Set problem: Copy every line in which the string "styles" occurs.

Data section start

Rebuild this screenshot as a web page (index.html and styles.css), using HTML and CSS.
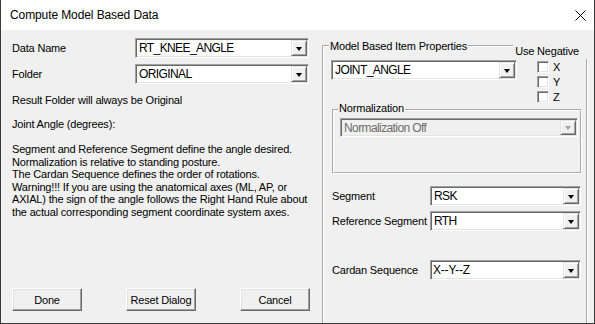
FILE: index.html
```html
<!DOCTYPE html>
<html lang="en">
<head>
    <meta charset="UTF-8">
    <title>Compute Model Based Data</title>
    <link rel="stylesheet" href="styles.css">
</head>
<body>
    <div class="window">
        <div class="titlebar">
            <span class="title">Compute Model Based Data</span>
            <svg class="close" width="11" height="11" viewBox="0 0 11 11">
                <path d="M0.5 0.5 L10.5 10.5 M10.5 0.5 L0.5 10.5" stroke="#000" stroke-width="1" fill="none"/>
            </svg>
        </div>

        <div class="dialog">
            <!-- left side: name, folder and help text -->
            <div class="left-panel">
                <div class="form-row">
                    <label class="label">Data Name</label>
                    <div class="combo combo-name">
                        <span class="combo-value">RT_KNEE_ANGLE</span>
                        <span class="combo-btn"></span>
                    </div>
                </div>
                <div class="form-row">
                    <label class="label">Folder</label>
                    <div class="combo combo-name">
                        <span class="combo-value">ORIGINAL</span>
                        <span class="combo-btn"></span>
                    </div>
                </div>

                <div class="note">Result Folder will always be Original</div>
                <div class="note note-heading">Joint Angle (degrees):</div>
                <p class="help">
                    Segment and Reference Segment define the angle desired.<br>
                    Normalization is relative to standing posture.<br>
                    The Cardan Sequence defines the order of rotations.<br>
                    Warning!!! If you are using the anatomical axes (ML, AP, or<br>
                    AXIAL) the sign of the angle follows the Right Hand Rule about<br>
                    the actual corresponding segment coordinate system axes.
                </p>

                <div class="actions">
                    <button class="btn">Done</button>
                    <button class="btn">Reset Dialog</button>
                    <button class="btn">Cancel</button>
                </div>
            </div>

            <!-- right side: item properties group -->
            <div class="group group-props">
                <span class="group-title">Model Based Item Properties</span>
                <span class="negative-title">Use Negative</span>

                <div class="type-row">
                    <div class="combo combo-type">
                        <span class="combo-value">JOINT_ANGLE</span>
                        <span class="combo-btn"></span>
                    </div>
                    <div class="checks">
                        <div class="check-item"><span class="checkbox"></span>X</div>
                        <div class="check-item"><span class="checkbox"></span>Y</div>
                        <div class="check-item"><span class="checkbox"></span>Z</div>
                    </div>
                </div>

                <div class="group group-norm">
                    <span class="group-title norm-title">Normalization</span>
                    <div class="combo combo-norm disabled">
                        <span class="combo-value">Normalization Off</span>
                        <span class="combo-btn"></span>
                    </div>
                </div>

                <div class="seg-row seg-first">
                    <label class="label seg-label">Segment</label>
                    <div class="combo combo-seg">
                        <span class="combo-value">RSK</span>
                        <span class="combo-btn"></span>
                    </div>
                </div>
                <div class="seg-row seg-ref">
                    <label class="label seg-label">Reference Segment</label>
                    <div class="combo combo-seg">
                        <span class="combo-value">RTH</span>
                        <span class="combo-btn"></span>
                    </div>
                </div>
                <div class="seg-row seg-cardan">
                    <label class="label seg-label">Cardan Sequence</label>
                    <div class="combo combo-seg">
                        <span class="combo-value combo-value-seq">X--Y--Z</span>
                        <span class="combo-btn"></span>
                    </div>
                </div>
            </div>
        </div>
    </div>
</body>
</html>
```

FILE: styles.css
```css
* {
    margin: 0;
    padding: 0;
    box-sizing: border-box;
}

body {
    font-family: "Liberation Sans", Arial, sans-serif;
    font-size: 11px;
    letter-spacing: -0.18px;
    color: #000;
    background: #f0f0f0;
    width: 595px;
    height: 324px;
    overflow: hidden;
}

.window {
    width: 595px;
    height: 324px;
    border: 1px solid #3a3a3a;
    border-top: none;
    background: #f0f0f0;
    display: flex;
    flex-direction: column;
}

.titlebar {
    height: 30px;
    background: #fff;
    display: flex;
    align-items: center;
    justify-content: space-between;
    padding: 0 8px 0 9px;
}

.title {
    font-size: 12px;
    letter-spacing: -0.1px;
    color: #000;
}

.close {
    display: block;
    margin-top: 1px;
}

.dialog {
    flex: 1;
    display: flex;
    overflow: hidden;
}

/* left panel */
.left-panel {
    width: 321px;
    padding: 8px 0 12px 11px;
    display: flex;
    flex-direction: column;
}

.form-row {
    display: flex;
    align-items: center;
    margin-bottom: 6px;
}

.form-row .label {
    width: 123px;
}

.note {
    line-height: 13px;
    margin-top: 4px;
}

.note-heading {
    margin-top: 11px;
}

.help {
    line-height: 12.5px;
    margin-top: 12px;
    white-space: nowrap;
}

.actions {
    margin-top: auto;
    display: flex;
    gap: 44px;
}

.btn {
    width: 70px;
    height: 23px;
    font-family: inherit;
    font-size: 11px;
    letter-spacing: -0.18px;
    color: #000;
    background: #f0f0f0;
    border: 1px solid;
    border-color: #fff #696969 #696969 #fff;
    box-shadow: inset -1px -1px 0 #a0a0a0, inset 1px 1px 0 #e3e3e3;
}

/* combo boxes */
.combo {
    height: 20px;
    display: flex;
    align-items: stretch;
    background: #fff;
    border: 1px solid;
    border-color: #a0a0a0 #fff #fff #a0a0a0;
    box-shadow: inset 1px 1px 0 #696969, inset -1px -1px 0 #e3e3e3;
    padding: 1px;
}

.combo-value {
    flex: 1;
    padding-left: 2px;
    font-size: 12px;
    letter-spacing: -0.6px;
    line-height: 17px;
    white-space: nowrap;
    overflow: hidden;
}

.combo-value-seq {
    padding-left: 1px;
    letter-spacing: -0.2px;
}

.combo-btn {
    width: 16px;
    background: #f0f0f0;
    border: 1px solid;
    border-color: #e3e3e3 #696969 #696969 #e3e3e3;
    box-shadow: inset 1px 1px 0 #fff, inset -1px -1px 0 #a0a0a0;
    display: flex;
    align-items: center;
    justify-content: center;
}

.combo-btn::after {
    content: "";
    width: 0;
    height: 0;
    border-left: 3.5px solid transparent;
    border-right: 3.5px solid transparent;
    border-top: 4px solid #000;
    margin-top: 1px;
}

.combo-name {
    width: 174px;
}

.combo-type {
    width: 186px;
}

.combo-seg {
    width: 151px;
}

.combo-norm {
    width: 238px;
    height: 19px;
    margin: 7px 0 0 6px;
}

.combo.disabled {
    background: #f0f0f0;
    color: #6d6d6d;
}

.combo.disabled .combo-value {
    line-height: 16px;
}

.combo.disabled .combo-btn::after {
    border-top-color: #a0a0a0;
}

/* group boxes */
.group {
    position: relative;
    border: 2px groove #fff;
}

.group-title {
    position: absolute;
    top: -7px;
    left: 5px;
    padding: 0 1px;
    line-height: 13px;
    background: #f0f0f0;
    white-space: nowrap;
}

.group-props {
    width: 266px;
    margin: 15px 0 -8px 0;
    padding: 13px 0 0 7px;
}

.negative-title {
    position: absolute;
    top: -3px;
    right: -2px;
    line-height: 15px;
    padding: 0 9px 0 2px;
    background: #f0f0f0;
}

.type-row {
    display: flex;
    align-items: flex-start;
}

.checks {
    margin: 1px 0 0 20px;
}

.check-item {
    display: flex;
    align-items: flex-start;
    height: 15px;
    line-height: 12px;
    gap: 4px;
}

.checkbox {
    width: 12px;
    height: 12px;
    background: #fff;
    border: 1px solid;
    border-color: #a0a0a0 #fff #fff #a0a0a0;
    box-shadow: inset 1px 1px 0 #696969, inset -1px -1px 0 #e3e3e3;
}

.group-norm {
    width: 250px;
    height: 65px;
    margin: 3px 0 0 1px;
}

.norm-title {
    top: -9px;
    left: 4px;
}

.seg-row {
    display: flex;
    align-items: center;
    margin-left: 1px;
}

.seg-label {
    width: 98px;
    white-space: nowrap;
}

.seg-first {
    margin-top: 12px;
}

.seg-ref {
    margin-top: 5px;
}

.seg-cardan {
    margin-top: 29px;
}
```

Data section end

Result of this task:
Rebuild this screenshot as a web page (index.html and styles.css), using HTML and CSS.
    <link rel="stylesheet" href="styles.css">
FILE: styles.css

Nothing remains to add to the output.